How to Make Butter in a Stand Mixer
This takes the elbow grease out of the occasion. Fit your stand mixer with the whisk attachment and pour 2 cups of cream (and any additions like your pinch of salt or sour cream or crème fraiche if using) into the bowl. Start the mixer slowly; gradually increase speed to 10 until the butter collects on the whisk and the buttermilk separates in the bottom of the bowl—anywhere from 3-10 minutes. Pour off the buttermilk, then wash and store your butter as per the above recipe.

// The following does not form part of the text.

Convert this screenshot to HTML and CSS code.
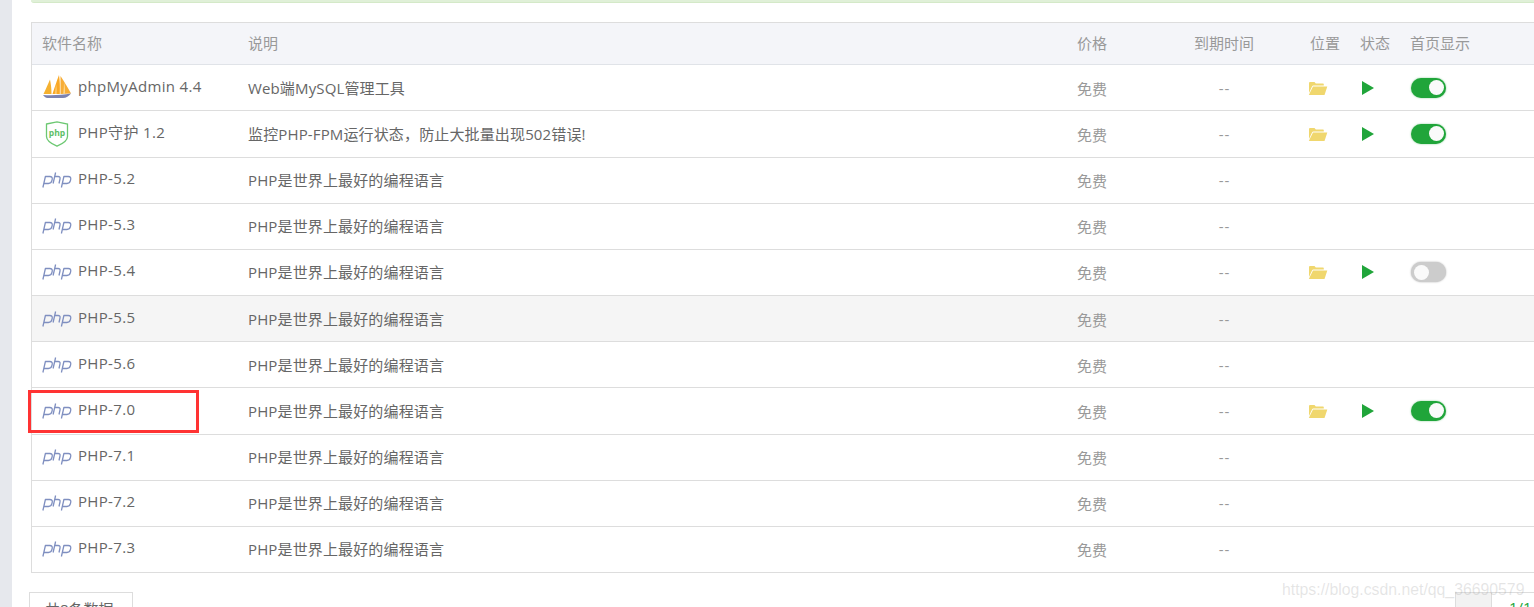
FILE: index.html
```html
<!DOCTYPE html>
<html lang="zh">
<head>
<meta charset="utf-8">
<title>软件管理</title>
<link rel="stylesheet" href="styles.css">
</head>
<body>
<svg class="defs" width="0" height="0" aria-hidden="true">
  <defs>
    <symbol id="php" viewBox="0 0 30 16">
      <g fill="none" stroke="#7f8fc0" stroke-width="1.3" stroke-linejoin="round">
        <path d="M.9 15.500 3.400 4.500H7.800c1.900 0 2.800 1 2.400 2.800l-.3 1.400c-.4 1.800-1.700 2.800-3.500 2.800H2"/>
        <path d="M13.600.500 11.100 11.500M12.200 4.500H16c1.700 0 2.400.9 2 2.500l-1 4.500"/>
        <path d="M19.400 15.500 21.900 4.500H26.300c1.900 0 2.800 1 2.400 2.800l-.3 1.400c-.4 1.800-1.700 2.800-3.500 2.800H20.500"/>
      </g>
    </symbol>
    <symbol id="folder" viewBox="0 0 20 14">
      <path fill="#f0d76e" d="M1 12V2.200C1 1.500 1.500 1 2.200 1h4.300l1.300 1.500h7c.6 0 1 .4 1 1V4.500H5.500C4.800 4.500 4.300 4.800 4 5.500Z"/>
      <path fill="#f0d76e" d="M5 5.500h14.300L16.500 14H0.800Z"/>
    </symbol>
    <symbol id="play" viewBox="0 0 12 14" preserveAspectRatio="none">
      <path fill="#20a53a" d="M0 0 12 7 0 14Z"/>
    </symbol>
  </defs>
</svg>
<div class="rail"></div>
<main class="content">
  <div class="notice"></div>
  <div class="table">
    <div class="row head">
      <div>软件名称</div><div>说明</div><div>价格</div><div class="center">到期时间</div><div>位置</div><div>状态</div><div>首页显示</div>
    </div>
    <div class="row">
      <div class="name">
        <svg class="soft-icon" viewBox="0 0 30 26"><path fill="#f5b130" d="M1.500 20C4 15 6 10 8 5.500c1 5 1.500 9.500 1.500 14.500Z"/><path fill="#f9a825" d="M10.500 20c1.500-5 3-9 4-12 1-3 2-5.500 2.500-7 1 6 1 13 .8 19Z"/><path fill="#fbc76a" d="M14 10c.8 3 1 6 .8 10h-2c.4-3 .8-7 1.200-10Z"/><path fill="#f7ad36" d="M18.500 2c4 6 7.500 12 10.500 17.500l-10.500.5Z"/><path fill="#fcd58c" d="M22 8c1 4 1.200 8 1 11.700h-1.800c.6-4 .8-8 .8-11.700Z"/><path fill="#7c83b0" d="M1 21c9 .5 19 .2 28-1.500-2 2.500-5 4.500-8 4.500H5.500C3.500 24 2 22.500 1 21Z"/></svg>
        <span>phpMyAdmin 4.4</span>
      </div>
      <div class="desc">Web端MySQL管理工具</div><div class="price">免费</div><div class="dash">--</div>
      <div class="cell-icon"><svg class="folder"><use href="#folder"/></svg></div>
      <div class="cell-icon"><svg class="play"><use href="#play"/></svg></div>
      <div class="cell-icon"><span class="switch on"></span></div>
    </div>
    <div class="row">
      <div class="name">
        <svg class="soft-icon shield" viewBox="0 0 30 26"><path fill="#fff" stroke="#6cc872" stroke-width="1.300" d="M4.500 3 15 .8 25.500 3v12.500C25.500 20 19 23.500 15 25.200 11 23.500 4.500 20 4.500 15.500Z"/><text x="15" y="14.800" class="shield-text">php</text></svg>
        <span>PHP守护 1.2</span>
      </div>
      <div class="desc">监控PHP-FPM运行状态，防止大批量出现502错误!</div><div class="price">免费</div><div class="dash">--</div>
      <div class="cell-icon"><svg class="folder"><use href="#folder"/></svg></div>
      <div class="cell-icon"><svg class="play"><use href="#play"/></svg></div>
      <div class="cell-icon"><span class="switch on"></span></div>
    </div>
    <div class="row">
      <div class="name"><svg class="php-icon"><use href="#php"/></svg><span>PHP-5.2</span></div>
      <div class="desc">PHP是世界上最好的编程语言</div><div class="price">免费</div><div class="dash">--</div>
    </div>
    <div class="row">
      <div class="name"><svg class="php-icon"><use href="#php"/></svg><span>PHP-5.3</span></div>
      <div class="desc">PHP是世界上最好的编程语言</div><div class="price">免费</div><div class="dash">--</div>
    </div>
    <div class="row">
      <div class="name"><svg class="php-icon"><use href="#php"/></svg><span>PHP-5.4</span></div>
      <div class="desc">PHP是世界上最好的编程语言</div><div class="price">免费</div><div class="dash">--</div>
      <div class="cell-icon"><svg class="folder"><use href="#folder"/></svg></div>
      <div class="cell-icon"><svg class="play"><use href="#play"/></svg></div>
      <div class="cell-icon"><span class="switch"></span></div>
    </div>
    <div class="row hover">
      <div class="name"><svg class="php-icon"><use href="#php"/></svg><span>PHP-5.5</span></div>
      <div class="desc">PHP是世界上最好的编程语言</div><div class="price">免费</div><div class="dash">--</div>
    </div>
    <div class="row">
      <div class="name"><svg class="php-icon"><use href="#php"/></svg><span>PHP-5.6</span></div>
      <div class="desc">PHP是世界上最好的编程语言</div><div class="price">免费</div><div class="dash">--</div>
    </div>
    <div class="row">
      <div class="name"><svg class="php-icon"><use href="#php"/></svg><span>PHP-7.0</span></div>
      <div class="desc">PHP是世界上最好的编程语言</div><div class="price">免费</div><div class="dash">--</div>
      <div class="cell-icon"><svg class="folder"><use href="#folder"/></svg></div>
      <div class="cell-icon"><svg class="play"><use href="#play"/></svg></div>
      <div class="cell-icon"><span class="switch on"></span></div>
      <div class="highlight"></div>
    </div>
    <div class="row">
      <div class="name"><svg class="php-icon"><use href="#php"/></svg><span>PHP-7.1</span></div>
      <div class="desc">PHP是世界上最好的编程语言</div><div class="price">免费</div><div class="dash">--</div>
    </div>
    <div class="row">
      <div class="name"><svg class="php-icon"><use href="#php"/></svg><span>PHP-7.2</span></div>
      <div class="desc">PHP是世界上最好的编程语言</div><div class="price">免费</div><div class="dash">--</div>
    </div>
    <div class="row">
      <div class="name"><svg class="php-icon"><use href="#php"/></svg><span>PHP-7.3</span></div>
      <div class="desc">PHP是世界上最好的编程语言</div><div class="price">免费</div><div class="dash">--</div>
    </div>
  </div>
  <div class="footer">
    <div class="total">共8条数据</div>
    <div class="pager"><span class="prev">‹</span><span class="pages">1/1</span></div>
  </div>
</main>
<div class="watermark">https://blog.csdn.net/qq_36690579</div>
</body>
</html>
```
FILE: styles.css
```css
* { box-sizing: border-box; }
html, body { margin: 0; height: 607px; overflow: hidden; background: #fff; }
body {
  display: flex;
  position: relative;
  font-family: "Open Sans", "Noto Sans CJK SC", sans-serif;
  font-size: 15px;
  color: #666;
}
.defs { position: absolute; }
.rail { flex: 0 0 12px; background: #e6e8ed; }
.content { flex: 0 0 1522px; padding-left: 19px; min-width: 0; }
.notice {
  height: 3px;
  background: #e0f0d8;
  border-bottom: 1px solid #d4e9c8;
  border-bottom-left-radius: 3px;
}
.table {
  margin-top: 19px;
  width: 1540px;
  border: 1px solid #ddd;
}
.row {
  display: grid;
  grid-template-columns: 206px 829px 61px 172px 50px 50px 1fr;
  align-items: center;
  position: relative;
  height: 46.167px;
  padding-left: 10px;
  border-bottom: 1px solid #ddd;
}
.row:last-child { height: 45.167px; border-bottom: 0; }
.head {
  height: 42.250px;
  padding-bottom: 2px;
  background: #f4f5f9;
  color: #999;
  border-bottom-color: #e0e3e8;
}
.center, .dash { text-align: center; }
.dash { color: #999; letter-spacing: 1px; padding-left: 1px; }
.price { color: #999; margin-top: 1px; }
.desc { letter-spacing: .14px; margin-bottom: 1px; }
.hover { background: #f5f5f5; }
.name { display: flex; align-items: center; gap: 6px; letter-spacing: .33px; }
.name span { margin-bottom: 4px; }
.soft-icon { width: 30px; height: 26px; flex: none; margin-bottom: 1px; }
.soft-icon.shield { margin-bottom: -1px; }
.php-icon { width: 30px; height: 16px; flex: none; }
.shield-text { font: 700 8.5px "Open Sans", sans-serif; fill: #5cc066; text-anchor: middle; letter-spacing: 0; }
.cell-icon { display: flex; align-items: center; }
.folder { width: 20px; height: 14px; margin-left: -2px; }
.play { width: 12px; height: 14px; margin-left: 2px; }
.switch {
  position: relative;
  display: block;
  width: 35px;
  height: 20px;
  margin-left: 1px;
  border-radius: 10px;
  background: #ccc;
  box-shadow: 0 0 2px #aaa;
}
.switch::after {
  content: "";
  position: absolute;
  left: 2.500px;
  top: 2.500px;
  width: 15px;
  height: 15px;
  border-radius: 50%;
  background: #fafafa;
}
.switch.on { background: #20a53a; box-shadow: 0 0 2px #7fc98d; }
.switch.on::after { left: 17.500px; }
.highlight {
  position: absolute;
  left: -4px;
  top: 2px;
  width: 171px;
  height: 43px;
  border: 3px solid #f33;
}
.footer {
  display: flex;
  justify-content: space-between;
  margin-top: 19px;
  margin-left: -2px;
}
.total {
  width: 104px;
  height: 40px;
  border: 1px solid #ddd;
  padding: 5px 0 0 15px;
  white-space: nowrap;
}
.pager { display: flex; margin-right: -18px; height: 40px; }
.prev {
  width: 37px;
  padding-top: 5px;
  background: #f2f2f2;
  border: 1px solid #ddd;
  text-align: center;
}
.pages {
  width: 60px;
  padding: 4px 0 0 17px;
  border-top: 1px solid #ddd;
  color: #20a53a;
}
.watermark {
  position: absolute;
  left: 1282px;
  top: 581px;
  font: 15.800px "Liberation Sans", sans-serif;
  color: rgba(150, 150, 150, 0.25);
  white-space: nowrap;
}
```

How to Make Butter in a Blender
Your blender isn’t just for smoothies and piña coladas—it’s also great for butter making. Pour 1-2 cups of cream (and any additions like your pinch of salt or sour cream or crème fraiche if using) into your blender. Cover and blend on medium speed until the butterfat and buttermilk have separated. Depending on your cream, and the power of your blender, this could take as few as 3 or as many as 10 minutes. Don’t go faster than medium or you risk creating heat that can melt the butterfat.
Let sit for a few minutes for the two layers to settle, then drain off the buttermilk and reserve for baking or feeding your sourdough starter. Pour 2 cups of ice-cold water (doesn’t need to be icy, but out of the fridge or a really cold tap are useful) into the blender with the drained butterfat and pulse a few times. Drain and repeat until the water runs clear. When the water runs clear, strain the butter and press in a cloth-lined sieve to remove all the excess water. Add more salt to taste if you want salted butter, wrap well and store in the fridge for up to a week.
Now you just need to talk someone into making you a fresh loaf of sourdough!